# [serveur] Discussion générale sur les serveurs

## 22decembre

Je souhaiterais ici lancer une discussion sur les serveurs et leur installation.

La documentation fournit des bases pour l'installation et dit : "adaptez à votre cas et débrouillez-vous..." Ceci n'est pas une solution !

Contrairement à un pc de bureau, par nature non-critique et que l'on reboote frequement (donc le noyau peut être mis à jour très facilement, optimisé et correctement configuré en compilation...), un serveur ne peut être facilement modifié.
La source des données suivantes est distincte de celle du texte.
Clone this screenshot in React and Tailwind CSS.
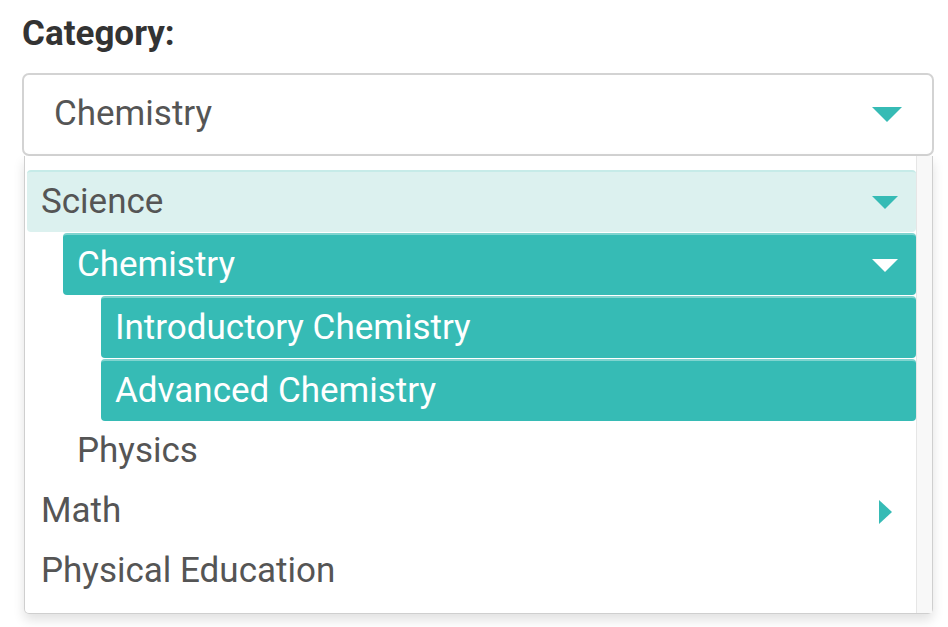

Je propose donc ici de donner vos differents trucs et astuces qui concernent vos serveurs, mais aussi vos erreurs. Vous pouvez donner votre plan de partitionnement et dans ce cas "pourquoi j'ai mis une enorme partition /var... avec un fs ultra specifique", vos options noyau préferées...

Et donc le deuxième post de ce topic concernera mon cas particulier.

----------

## 22decembre

Sur mon serveur, j'ai deux disques durs :

Un gros de 500 Go (exactement 460 je crois...) sur lequel j'avais au départ installé ubuntu en trois partitions : swap (500 Mo), / (2G), /home (le reste).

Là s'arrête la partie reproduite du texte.